Бенкендорф. Сиятельный жандарм (Щеглов) - страница 423

— Ваше превосходительство изволили мне поручить по высочайшей воле заняться вновь устроением круга действий по части наблюдательной полиции, к чему я приступаю со всем тщанием и в абсолютном сознании собственной ответственности перед Богом, вами и государем. Да благословит наше начинание Господь!

А Дубельт изъяснялся на непохожем диалекте. Собрал подчиненных и сказал:

— Я вам всем верю и вас всех люблю. Даром никого не обижу. Однако кто предаст или обманет, сживу со света. Понятно?

Подчиненные кивнули головами и разошлись. Никто не обманул и не предал Дубельта — то ли из страха, то ли совестливый народ подобрался.

Из кабинетов фон Фока, а позднее Мордвинова нередко раздавались крики. Да что крики! Фаддей Венедиктович Булгарин выбегал в слезах. Зато теперь из кабинета Дубельта не доносится ни звука. Посетители выходят хоть и не твердой походкой, но какие-то благостные и с умиротворенным скорбным взором. Умеет Леонтий Васильевич подход отыскать.

А делопроизводство сократилось. Насчет Пушкина и прочих бумажек чуть ли не вдвое или втрое уменьшилось.

— За Пушкиным надо наблюдать, — учил Дубельт Зеленцова-старшего, курировавшего пушкиниану, — а не листики про него писать. Он, чего надо, сам накропает. Ты же должен знать про него досконально и назубок! Вот так-то, братец! Его сиятельство разбудит ночью и спросит: где поэт? Ты обязан ответить. И не приблизительно, а точно.

Дубельт был против любого послабления друзьям 14 декабря.

— Напрасно государь дозволяет перевод на Кавказ, — сетовал он наедине с Бенкендорфом. — Напрасно! Еще пожалеем о собственной милости и недальновидности. Заразу сами сеем и распространяем. Я эту братию хорошо знаю. Сам к ним принадлежал. Меня едва ли не главным крикуном-либералистом обзывали. Прав Видок: коли хорошо воров обучиться открывать — надо самому хоть капельку быть вором.

— Не капельку, — рассмеялся Бенкендорф. — А в совершенстве владеть сим ремеслом.

— Ну, ремеслом либералиста и демагога я владею недурно-с.

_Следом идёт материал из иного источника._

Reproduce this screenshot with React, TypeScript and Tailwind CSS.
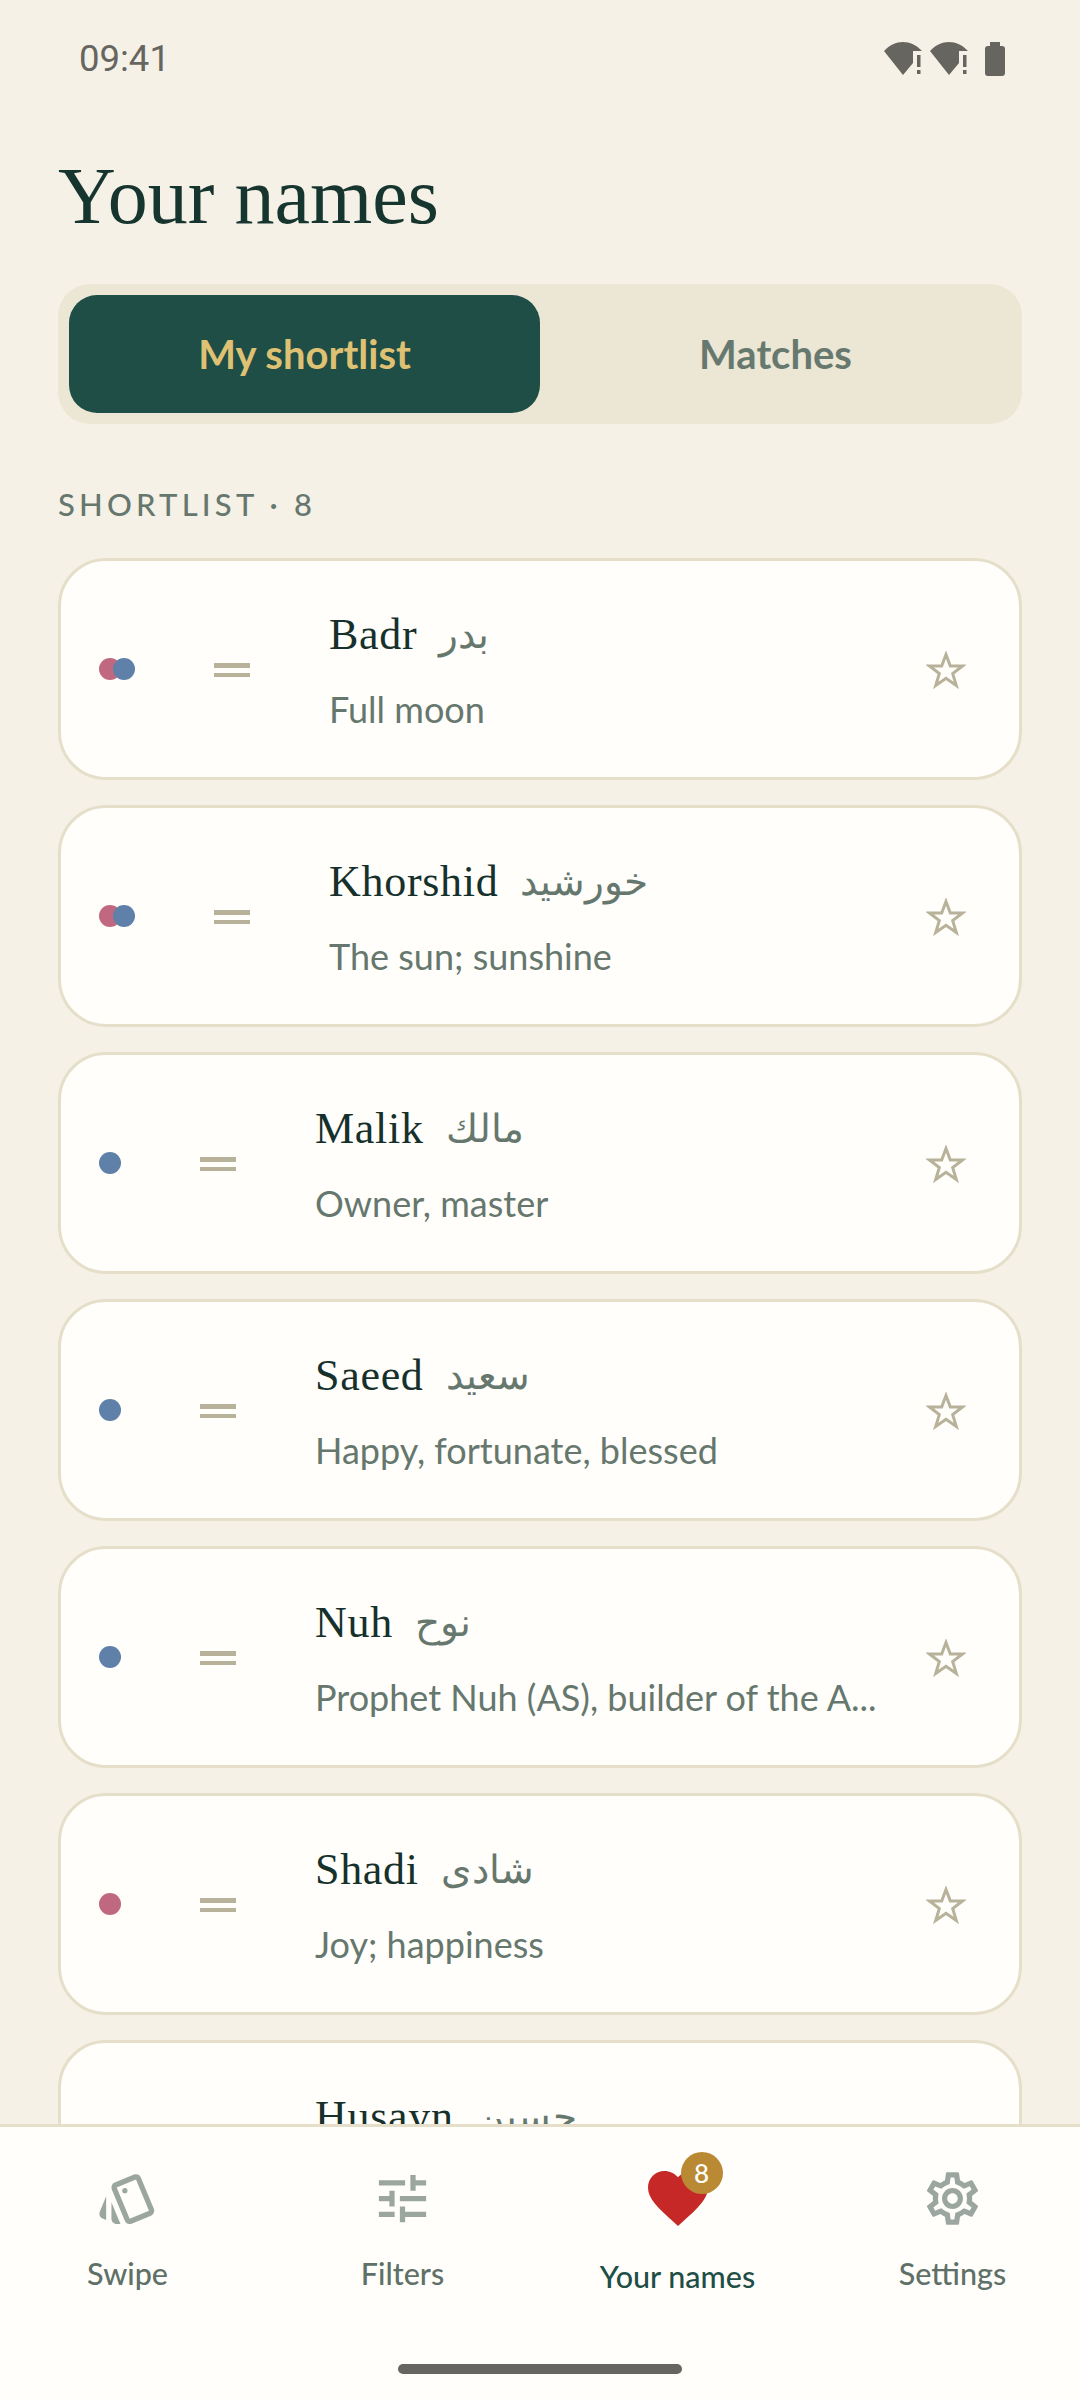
import { MdFavorite, MdOutlineSettings, MdOutlineStyle, MdTune } from "react-icons/md"

const names = [
  { latin: "Badr", arabic: "بدر", meaning: "Full moon", dots: ["pink", "blue"] },
  { latin: "Khorshid", arabic: "خورشيد", meaning: "The sun; sunshine", dots: ["pink", "blue"] },
  { latin: "Malik", arabic: "مالك", meaning: "Owner, master", dots: ["blue"] },
  { latin: "Saeed", arabic: "سعيد", meaning: "Happy, fortunate, blessed", dots: ["blue"] },
  { latin: "Nuh", arabic: "نوح", meaning: "Prophet Nuh (AS), builder of the A...", dots: ["blue"] },
  { latin: "Shadi", arabic: "شادى", meaning: "Joy; happiness", dots: ["pink"] },
  // sits under the nav, only the top of the name shows
  { latin: "Husayn", arabic: "حسين", meaning: "", dots: [] },
]

function WifiAlert() {
  return (
    <svg width="40" height="34" viewBox="0 0 40 34" fill="#67655f">
      <path d="M19 33 L0 9 C11 -3 27 -3 38 9 L29 9 L29 21 Z" />
      <rect x="33" y="13" width="3.5" height="12" />
      <rect x="33" y="28" width="3.5" height="4" />
    </svg>
  )
}

function Battery() {
  return (
    <svg width="20" height="34" viewBox="0 0 20 34" fill="#67655f">
      <path d="M5 0 H15 V4 H17 Q20 4 20 7 V31 Q20 34 17 34 H3 Q0 34 0 31 V7 Q0 4 3 4 H5 Z" />
    </svg>
  )
}

function StarOutline() {
  return (
    <svg className="ml-[28px] mt-[2px] shrink-0" width="40" height="38" viewBox="0 0 40 38" fill="none" stroke="#b8b29b" strokeWidth="3">
      <polygon points="20,3.5 24.3,15 36.5,15 26.7,22.6 30.3,34.5 20,27.3 9.7,34.5 13.3,22.6 3.5,15 15.7,15" />
    </svg>
  )
}

function NameCard({ latin, arabic, meaning, dots }: (typeof names)[number]) {
  return (
    <div className="flex h-[222px] shrink-0 items-center rounded-[48px] border-[3px] border-[#e5dfca] bg-[#fffefa] pl-[38px] pr-[53px]">
      <div className="flex min-w-[22px]">
        {dots.map((dot, i) => (
          <span
            key={dot}
            className={`h-[22px] w-[22px] rounded-full ${dot === "pink" ? "bg-[#c0687f]" : "bg-[#5f80a8]"} ${i > 0 ? "-ml-[8px]" : ""}`}
          />
        ))}
      </div>
      <div className="ml-[79px] mt-[2px] flex w-[36px] flex-col gap-[5px]">
        <span className="h-[4.5px] bg-[#b8b29b]" />
        <span className="h-[4.5px] bg-[#b8b29b]" />
      </div>
      <div className="ml-[79px] flex min-w-0 flex-1 flex-col gap-[24px]">
        <div className="flex h-[56px] items-center gap-[22px] whitespace-nowrap font-['Liberation_Serif',serif] leading-[56px]">
          <span className="text-[44px] tracking-[0.7px] text-[#16302b]">{latin}</span>
          <span className="text-[39px] text-[#66776e]" dir="rtl">{arabic}</span>
        </div>
        <p className="h-[44px] truncate text-[36px] leading-[44px] text-[#66776e]">{meaning}</p>
      </div>
      <StarOutline />
    </div>
  )
}

function NavItem({ label, icon, active }: { label: string; icon: React.ReactNode; active?: boolean }) {
  return (
    <div className="flex flex-col items-center">
      <div className="flex h-[64px] items-center justify-center">{icon}</div>
      <span className={`text-[30.5px] font-medium leading-[40px] ${active ? "mt-[26px] text-[#1f4e46]" : "mt-[23px] text-[#5f7068]"}`}>
        {label}
      </span>
    </div>
  )
}

export default function App() {
  return (
    <div className="flex h-[2400px] w-[1080px] flex-col overflow-hidden bg-[#f5f1e6] font-['Lato',sans-serif]">
      {/* Status bar */}
      <div className="flex h-[146px] shrink-0 items-start justify-between pl-[79px] pr-[75px] pt-[37px]">
        <span className="font-['Roboto',sans-serif] text-[36.5px] leading-[44px] text-[#67655f]">09:41</span>
        <div className="flex items-center pt-[5px]">
          <WifiAlert />
          <span className="w-[6px]" />
          <WifiAlert />
          <span className="w-[15px]" />
          <Battery />
        </div>
      </div>

      <div className="flex min-h-0 flex-1 flex-col overflow-hidden px-[58px]">
        <h1 className="font-['Liberation_Serif',serif] text-[80px] font-normal leading-[100px] text-[#16352f]">Your names</h1>

        {/* Tabs */}
        <div className="mt-[38px] grid h-[140px] shrink-0 grid-cols-2 rounded-[32px] bg-[#ece6d4] p-[11px]">
          <div className="flex items-center justify-center rounded-[28px] bg-[#1f4e46] text-[40px] font-bold text-[#dfc173]">
            My shortlist
          </div>
          <div className="flex items-center justify-center text-[40px] font-bold text-[#67786f]">Matches</div>
        </div>

        <div className="mt-[60px] h-[40px] text-[31px] font-medium leading-[40px] tracking-[4.2px] text-[#66776e]">SHORTLIST · 8</div>

        {/* Cards */}
        <div className="mt-[34px] flex flex-col gap-[25px]">
          {names.map((name) => (
            <NameCard key={name.latin} {...name} />
          ))}
        </div>
      </div>

      {/* Bottom nav */}
      <div className="flex h-[276px] shrink-0 flex-col border-t-[3px] border-[#e5dfca] bg-[#fffefa]">
        <div className="-mx-[10px] mt-[39px] grid grid-cols-4">
          <NavItem label="Swipe" icon={<MdOutlineStyle size={63} color="#9ca6a0" />} />
          <NavItem label="Filters" icon={<MdTune size={63} color="#9ca6a0" />} />
          <NavItem
            active
            label="Your names"
            icon={
              <div className="relative">
                <MdFavorite size={72} color="#c62828" />
                <span className="absolute left-[39px] top-[-10px] flex h-[42px] w-[42px] items-center justify-center rounded-full bg-[#b98a33] text-[26px] font-medium text-[#fffefa]">
                  8
                </span>
              </div>
            }
          />
          <NavItem label="Settings" icon={<MdOutlineSettings size={63} color="#9ca6a0" />} />
        </div>
        <div className="mx-auto mt-[68px] h-[10px] w-[284px] rounded-full bg-[#67655f]" />
      </div>
    </div>
  )
}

В штабе у Николая Николаевича прошел выучку.

Словом, Бенкендорф не волновался, когда покидал Петербург. Тыл обеспечивал Дубельт, избегавший, кстати, великосветского общества и нечасто появляющийся на публике. Театр, кулисы, скачки, катание с гор и кавалерийский манеж — вот и все развлечения. И один маленький грешок — картишки! В картишки любил переброситься и выиграть. Да кто же любит проигрывать? За карточным столом научился обходительности. И обходительность ту применял на службе.

Александр Николаевич Мордвинов представлял собой фасад III отделения. Он ни на кого не кричал до тех пор, пока не выводили из терпения. В карты не играл, за актрисками не ухаживал, трубку не курил и не пил горячительного. Но толку от него — ноль! По-настоящему к наблюдательной полиции, не только высшей, но и низшей, отношения по природным качествам иметь не мог.